In New Zealand, where he worked as the goalkeeper coach of the women’s team, he shared ideas across sports, gaining insight from the All Blacks. “Because it is small country, they are open to it. It was unbelievable to speak to rugby and cricket coaches.
“A hockey coach came to watch my sessions. He did not question the specific goalkeeper drills, all he questioned was my coaching. Why did you ask that question? Why did you emphasise this word and not that word? Why was your body language like this?
“They have a limited number of athletes so they have to think like this and do things a bit differently. The common denominator in my career so far is working with clubs and people who are prepared to challenge the status quo and think outside of the box.
“A lot of coaches I had just did things how they had always done them. I always want to think about whether we are doing something the right way when other methods might be more successful. How can we improve our training sessions?
“It is difficult for a coach to admit that the way they have been doing things for years may not be the most effective way and to change what they do. I would never underestimate experience. But what does science tell us too? Why can’t we merge the two?
“You cannot just say that a coach is just a coach. A coach can also be a sports scientist or a psychologist or a teacher or a father figure. A coach can be everything. So I want to challenge the status quo to inspire other coaches to innovate too.”
Coach education is a long-term passion. In the meantime, he will be getting the goosebumps once again when he takes his place in the dugout alongside the rest of the Gladbach coaching staff on Saturday evening when Stuttgart are the visitors, live on Sky Sports.
“This is the thing about having a PhD in football. It is a blue-collar sport so being an academic is viewed critically. I would never want to stand up in front of people and say I am Doctor Fabian Otte. I feel like I needed to be a more credible coach first.”
Ultimately, it is all about working with people. “If I knew anything about cricket or basketball, I would probably enjoy that just as much because I love helping people to learn.” And for Otte, helping people learn means listening as well as teaching.
“Nick Pope is a good example. I have a good relationship with him and speak to him every other week about goalkeeping and about other stuff. He sends me clips of goalkeepers, sometimes I send him stuff. We have this really good connection and this exchange.

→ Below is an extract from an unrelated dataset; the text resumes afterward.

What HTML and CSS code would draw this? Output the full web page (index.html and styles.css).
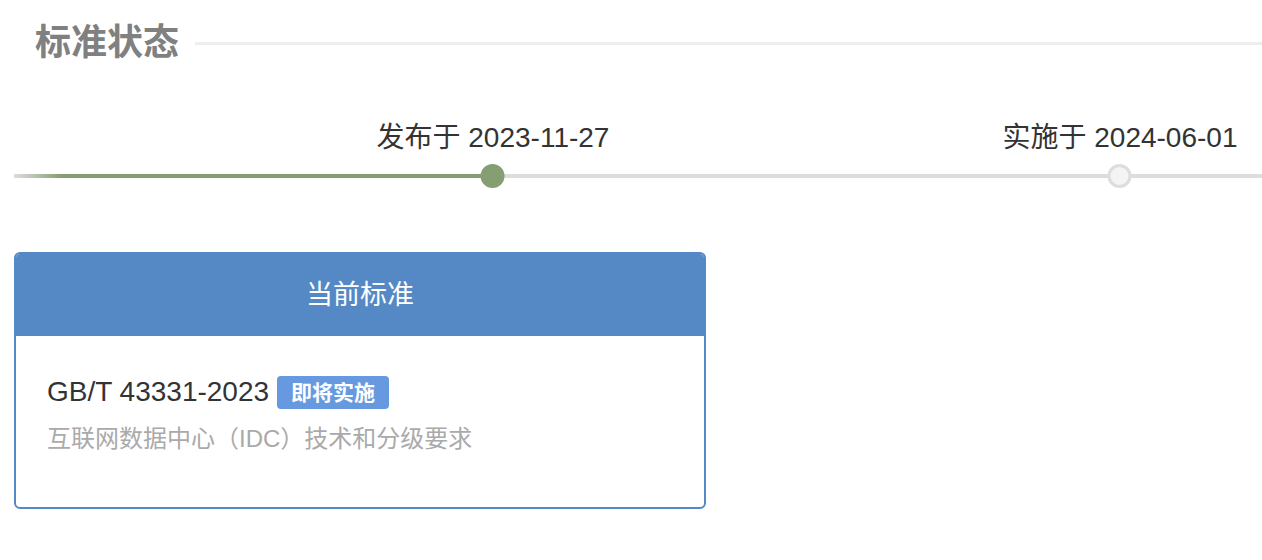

“I probably learn more from the conversation than he does because he sees things from his experience. He has viewpoints that I did not consider, accounting for things like fans and pitch conditions. It is always a two-way street. You cannot see it as a hierarchy.
“It is all about finding the connection with the player. If you understand the person, you have hit the nail on the head. It sound cheesy but if a player feels open enough to talk to you about how they are feeling you have done the big part of the coaching job.”
Maybe Fabian Otte is a menschenfresser too.